>> START

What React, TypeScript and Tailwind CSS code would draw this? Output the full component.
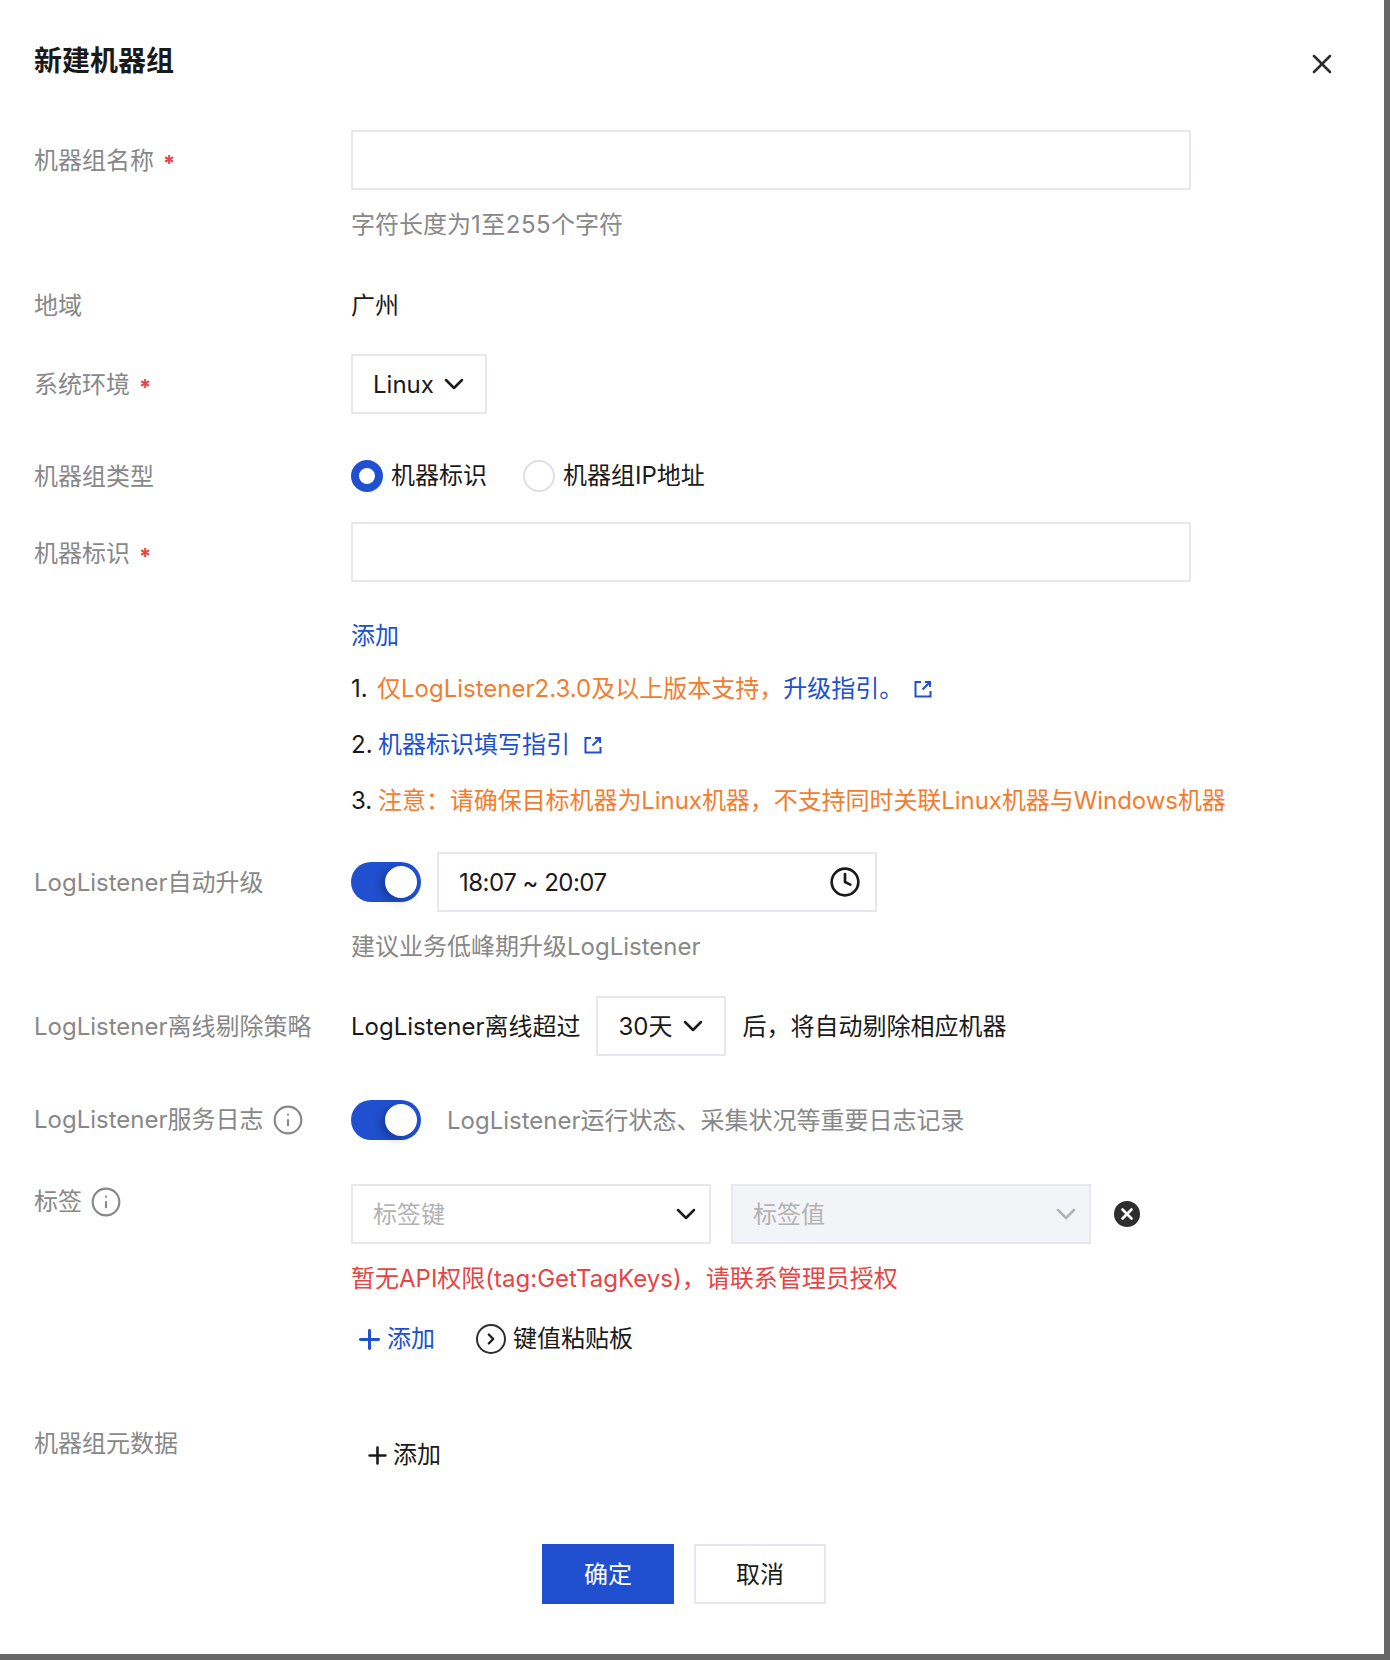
import { ChevronDown, Clock, Info, Plus, X } from "lucide-react";
import type { ReactNode } from "react";

const border = "border-2 border-[#e7e8ed]";

function Star() {
  return <span className="mt-1 ml-[9px] text-[22px] font-bold text-[#e54545]">*</span>;
}

function Row({ label, className, labelClass, children }: { label: ReactNode; className?: string; labelClass?: string; children: ReactNode }) {
  return (
    <div className={`flex ${className ?? ""}`}>
      <div className={`flex w-[317px] shrink-0 items-center text-[#888888] ${labelClass ?? ""}`}>{label}</div>
      <div className="min-w-0 flex-1">{children}</div>
    </div>
  );
}

function LinkIcon({ className }: { className?: string }) {
  return (
    <svg viewBox="0 0 18 18" fill="none" stroke="#2050d0" strokeWidth="2" className={`h-[18px] w-[18px] ${className ?? ""}`}>
      <path d="M7 2H1.5v14.5h15V11" />
      <path d="M11 2h5v5M16 2 8.5 9.5" />
    </svg>
  );
}

function Switch() {
  return (
    <div className="relative h-10 w-[70px] shrink-0 rounded-full bg-[#2050d0]">
      <div className="absolute top-1 right-1 h-8 w-8 rounded-full bg-white shadow-[-5px_3px_9px_rgba(0,0,0,0.25)]" />
    </div>
  );
}

function InfoIcon() {
  return <Info className="ml-2 h-8 w-8 text-[#888888]" strokeWidth={1.6} />;
}

function Chevron({ className }: { className?: string }) {
  return <ChevronDown className={`h-8 w-8 ${className ?? ""}`} strokeWidth={1.9} />;
}

export default function App() {
  return (
    <div className="h-[1660px] w-[1390px] bg-[#666666] font-['Inter','Noto_Sans_CJK_SC',sans-serif] text-[24px] leading-[36px] text-[#1a1a1a]">
      <div className="h-[1654px] w-[1384px] bg-white pl-[34px]">
        {/* header */}
        <div className="flex h-[130px] items-start justify-between pr-[46px]">
          <h1 className="mt-[41px] text-[28px] leading-[40px] font-bold">新建机器组</h1>
          <X className="mt-12 h-8 w-8 text-[#2e2e2e]" strokeWidth={1.9} />
        </div>

        <Row label={<>机器组名称<Star /></>} labelClass="h-[60px] pt-[2px]">
          <div className={`h-[60px] w-[840px] ${border}`} />
          <p className="mt-[17px] text-[#888888]">
            字符长度为<span className="tracking-[0.5px]">1至255</span>个字符
          </p>
        </Row>

        <Row label="地域" className="mt-[45px]">
          广州
        </Row>

        <Row label={<>系统环境<Star /></>} labelClass="pt-[2px]" className="mt-[30px] items-center">
          <div className={`flex h-[60px] w-[136px] items-center gap-1 pl-5 ${border}`}>
            <span className="pt-[2px]">Linux</span>
            <Chevron />
          </div>
        </Row>

        <Row label="机器组类型" labelClass="h-[36px] pt-[2px]" className="mt-11 items-center">
          <div className="flex items-center">
            <div className="h-8 w-8 rounded-full border-[8px] border-[#2050d0]" />
            <span className="ml-2">机器标识</span>
            <div className="ml-9 h-8 w-8 rounded-full border-2 border-[#dcdfe6]" />
            <span className="ml-2">机器组IP地址</span>
          </div>
        </Row>

        <Row label={<>机器标识<Star /></>} labelClass="h-[60px] pt-1" className="mt-7">
          <div className={`h-[60px] w-[840px] ${border}`} />
          <p className="mt-9 text-[#2050d0]">添加</p>
          <div className="mt-[17px] flex flex-col gap-5 whitespace-nowrap">
            <p className="flex items-center">
              <span className="w-[26px]">1.</span>
              <span className="text-[#f27d2e]">仅LogListener2.3.0及以上版本支持，</span>
              <span className="text-[#2050d0]">升级指引。</span>
              <LinkIcon className="ml-[11px]" />
            </p>
            <p className="flex items-center">
              <span className="w-[27px]">2.</span>
              <span className="text-[#2050d0]">机器标识填写指引</span>
              <LinkIcon className="ml-[14px]" />
            </p>
            <p className="flex items-center">
              <span className="w-[27px]">3.</span>
              <span className="tracking-[-0.06px] text-[#f27d2e]">注意：请确保目标机器为Linux机器，不支持同时关联Linux机器与Windows机器</span>
            </p>
          </div>
        </Row>

        <Row label="LogListener自动升级" labelClass="h-[60px] pt-[2px]" className="mt-[33px]">
          <div className="flex items-center">
            <Switch />
            <div className={`ml-4 flex h-[60px] w-[440px] items-center justify-between pr-[14px] pl-5 ${border}`}>
              <span className="pt-[2px] tracking-[-0.5px]">18:07 ~ 20:07</span>
              <Clock className="h-8 w-8" strokeWidth={2} />
            </div>
          </div>
          <p className="mt-[17px] text-[#888888]">建议业务低峰期升级LogListener</p>
        </Row>

        <Row label="LogListener离线剔除策略" labelClass="pt-[2px]" className="mt-[31px] items-center">
          <div className="flex items-center">
            <span className="pt-[2px]">LogListener离线超过</span>
            <div className={`mr-[17px] ml-[15px] flex h-[60px] w-[130px] items-center gap-1 pl-[21px] ${border}`}>
              <span className="pt-[2px]">30天</span>
              <Chevron />
            </div>
            <span className="pt-[2px]">后，将自动剔除相应机器</span>
          </div>
        </Row>

        <Row label={<>LogListener服务日志<InfoIcon /></>} className="mt-11 items-center">
          <div className="flex items-center">
            <Switch />
            <span className="ml-[26px] pt-[2px] text-[#888888]">LogListener运行状态、采集状况等重要日志记录</span>
          </div>
        </Row>

        <Row label={<>标签<InfoIcon /></>} className="mt-11" labelClass="h-[36px]">
          <div className="flex items-center">
            <div className={`flex h-[60px] w-[360px] items-center justify-between pr-[7px] pl-5 text-[#b3b3b3] ${border}`}>
              <span className="pt-[2px]">标签键</span>
              <Chevron className="text-[#1a1a1a]" />
            </div>
            <div className={`ml-5 flex h-[60px] w-[360px] items-center justify-between bg-[#f3f4f7] pr-[7px] pl-5 text-[#b3b3b3] ${border}`}>
              <span className="pt-[2px]">标签值</span>
              <Chevron />
            </div>
            <div className="ml-[23px] flex h-[26px] w-[26px] items-center justify-center rounded-full bg-[#2e2e2e]">
              <X className="h-[18px] w-[18px] text-white" strokeWidth={3.5} />
            </div>
          </div>
          <p className="mt-[17px] text-[#e54545]">暂无API权限(tag:GetTagKeys)，请联系管理员授权</p>
          <div className="mt-6 flex items-center">
            <Plus className="ml-[3px] h-[31px] w-[31px] text-[#2050d0]" strokeWidth={2.3} />
            <span className="ml-[2px] text-[#2050d0]">添加</span>
            <div className="ml-[41px] flex h-[30px] w-[30px] items-center justify-center rounded-full border-[2.5px] border-[#2e2e2e]">
              <ChevronDown className="h-[18px] w-[18px] -rotate-90" strokeWidth={3} />
            </div>
            <span className="ml-[7px]">键值粘贴板</span>
          </div>
        </Row>

        <Row label="机器组元数据" className="mt-[68px]" labelClass="h-[36px] pt-[2px]">
          <div className="mt-3 flex items-center pl-[13px]">
            <Plus className="h-[27px] w-[27px]" strokeWidth={2.3} />
            <span className="ml-[2px]">添加</span>
          </div>
        </Row>

        <div className="mt-[71px] flex gap-5 pl-[508px]">
          <button className="h-[60px] w-[132px] bg-[#2050d0] pt-[2px] text-white">确定</button>
          <button className={`h-[60px] w-[132px] pt-[2px] ${border}`}>取消</button>
        </div>
      </div>
    </div>
  );
}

>> END

Required task. Return each line exactly as written. Any picture gets left out.

Exercise result.
What React, TypeScript and Tailwind CSS code would draw this? Output the full component.
import { ChevronDown, Clock, Info, Plus, X } from "lucide-react";
import type { ReactNode } from "react";

const border = "border-2 border-[#e7e8ed]";

function Star() {
  return <span className="mt-1 ml-[9px] text-[22px] font-bold text-[#e54545]">*</span>;
}

function Row({ label, className, labelClass, children }: { label: ReactNode; className?: string; labelClass?: string; children: ReactNode }) {
  return (
    <div className={`flex ${className ?? ""}`}>
      <div className={`flex w-[317px] shrink-0 items-center text-[#888888] ${labelClass ?? ""}`}>{label}</div>
      <div className="min-w-0 flex-1">{children}</div>
    </div>
  );
}

function LinkIcon({ className }: { className?: string }) {
  return (
    <svg viewBox="0 0 18 18" fill="none" stroke="#2050d0" strokeWidth="2" className={`h-[18px] w-[18px] ${className ?? ""}`}>
      <path d="M7 2H1.5v14.5h15V11" />
      <path d="M11 2h5v5M16 2 8.5 9.5" />
    </svg>
  );
}

function Switch() {
  return (
    <div className="relative h-10 w-[70px] shrink-0 rounded-full bg-[#2050d0]">
      <div className="absolute top-1 right-1 h-8 w-8 rounded-full bg-white shadow-[-5px_3px_9px_rgba(0,0,0,0.25)]" />
    </div>
  );
}

function InfoIcon() {
  return <Info className="ml-2 h-8 w-8 text-[#888888]" strokeWidth={1.6} />;
}

function Chevron({ className }: { className?: string }) {
  return <ChevronDown className={`h-8 w-8 ${className ?? ""}`} strokeWidth={1.9} />;
}

export default function App() {
  return (
    <div className="h-[1660px] w-[1390px] bg-[#666666] font-['Inter','Noto_Sans_CJK_SC',sans-serif] text-[24px] leading-[36px] text-[#1a1a1a]">
      <div className="h-[1654px] w-[1384px] bg-white pl-[34px]">
        {/* header */}
        <div className="flex h-[130px] items-start justify-between pr-[46px]">
          <h1 className="mt-[41px] text-[28px] leading-[40px] font-bold">新建机器组</h1>
          <X className="mt-12 h-8 w-8 text-[#2e2e2e]" strokeWidth={1.9} />
        </div>

        <Row label={<>机器组名称<Star /></>} labelClass="h-[60px] pt-[2px]">
          <div className={`h-[60px] w-[840px] ${border}`} />
          <p className="mt-[17px] text-[#888888]">
            字符长度为<span className="tracking-[0.5px]">1至255</span>个字符
          </p>
        </Row>

        <Row label="地域" className="mt-[45px]">
          广州
        </Row>

        <Row label={<>系统环境<Star /></>} labelClass="pt-[2px]" className="mt-[30px] items-center">
          <div className={`flex h-[60px] w-[136px] items-center gap-1 pl-5 ${border}`}>
            <span className="pt-[2px]">Linux</span>
            <Chevron />
          </div>
        </Row>

        <Row label="机器组类型" labelClass="h-[36px] pt-[2px]" className="mt-11 items-center">
          <div className="flex items-center">
            <div className="h-8 w-8 rounded-full border-[8px] border-[#2050d0]" />
            <span className="ml-2">机器标识</span>
            <div className="ml-9 h-8 w-8 rounded-full border-2 border-[#dcdfe6]" />
            <span className="ml-2">机器组IP地址</span>
          </div>
        </Row>

        <Row label={<>机器标识<Star /></>} labelClass="h-[60px] pt-1" className="mt-7">
          <div className={`h-[60px] w-[840px] ${border}`} />
          <p className="mt-9 text-[#2050d0]">添加</p>
          <div className="mt-[17px] flex flex-col gap-5 whitespace-nowrap">
            <p className="flex items-center">
              <span className="w-[26px]">1.</span>
              <span className="text-[#f27d2e]">仅LogListener2.3.0及以上版本支持，</span>
              <span className="text-[#2050d0]">升级指引。</span>
              <LinkIcon className="ml-[11px]" />
            </p>
            <p className="flex items-center">
              <span className="w-[27px]">2.</span>
              <span className="text-[#2050d0]">机器标识填写指引</span>
              <LinkIcon className="ml-[14px]" />
            </p>
            <p className="flex items-center">
              <span className="w-[27px]">3.</span>
              <span className="tracking-[-0.06px] text-[#f27d2e]">注意：请确保目标机器为Linux机器，不支持同时关联Linux机器与Windows机器</span>
            </p>
          </div>
        </Row>

        <Row label="LogListener自动升级" labelClass="h-[60px] pt-[2px]" className="mt-[33px]">
          <div className="flex items-center">
            <Switch />
            <div className={`ml-4 flex h-[60px] w-[440px] items-center justify-between pr-[14px] pl-5 ${border}`}>
              <span className="pt-[2px] tracking-[-0.5px]">18:07 ~ 20:07</span>
              <Clock className="h-8 w-8" strokeWidth={2} />
            </div>
          </div>
          <p className="mt-[17px] text-[#888888]">建议业务低峰期升级LogListener</p>
        </Row>

        <Row label="LogListener离线剔除策略" labelClass="pt-[2px]" className="mt-[31px] items-center">
          <div className="flex items-center">
            <span className="pt-[2px]">LogListener离线超过</span>
            <div className={`mr-[17px] ml-[15px] flex h-[60px] w-[130px] items-center gap-1 pl-[21px] ${border}`}>
              <span className="pt-[2px]">30天</span>
              <Chevron />
            </div>
            <span className="pt-[2px]">后，将自动剔除相应机器</span>
          </div>
        </Row>

        <Row label={<>LogListener服务日志<InfoIcon /></>} className="mt-11 items-center">
          <div className="flex items-center">
            <Switch />
            <span className="ml-[26px] pt-[2px] text-[#888888]">LogListener运行状态、采集状况等重要日志记录</span>
          </div>
        </Row>

        <Row label={<>标签<InfoIcon /></>} className="mt-11" labelClass="h-[36px]">
          <div className="flex items-center">
            <div className={`flex h-[60px] w-[360px] items-center justify-between pr-[7px] pl-5 text-[#b3b3b3] ${border}`}>
              <span className="pt-[2px]">标签键</span>
              <Chevron className="text-[#1a1a1a]" />
            </div>
            <div className={`ml-5 flex h-[60px] w-[360px] items-center justify-between bg-[#f3f4f7] pr-[7px] pl-5 text-[#b3b3b3] ${border}`}>
              <span className="pt-[2px]">标签值</span>
              <Chevron />
            </div>
            <div className="ml-[23px] flex h-[26px] w-[26px] items-center justify-center rounded-full bg-[#2e2e2e]">
              <X className="h-[18px] w-[18px] text-white" strokeWidth={3.5} />
            </div>
          </div>
          <p className="mt-[17px] text-[#e54545]">暂无API权限(tag:GetTagKeys)，请联系管理员授权</p>
          <div className="mt-6 flex items-center">
            <Plus className="ml-[3px] h-[31px] w-[31px] text-[#2050d0]" strokeWidth={2.3} />
            <span className="ml-[2px] text-[#2050d0]">添加</span>
            <div className="ml-[41px] flex h-[30px] w-[30px] items-center justify-center rounded-full border-[2.5px] border-[#2e2e2e]">
              <ChevronDown className="h-[18px] w-[18px] -rotate-90" strokeWidth={3} />
            </div>
            <span className="ml-[7px]">键值粘贴板</span>
          </div>
        </Row>

        <Row label="机器组元数据" className="mt-[68px]" labelClass="h-[36px] pt-[2px]">
          <div className="mt-3 flex items-center pl-[13px]">
            <Plus className="h-[27px] w-[27px]" strokeWidth={2.3} />
            <span className="ml-[2px]">添加</span>
          </div>
        </Row>

        <div className="mt-[71px] flex gap-5 pl-[508px]">
          <button className="h-[60px] w-[132px] bg-[#2050d0] pt-[2px] text-white">确定</button>
          <button className={`h-[60px] w-[132px] pt-[2px] ${border}`}>取消</button>
        </div>
      </div>
    </div>
  );
}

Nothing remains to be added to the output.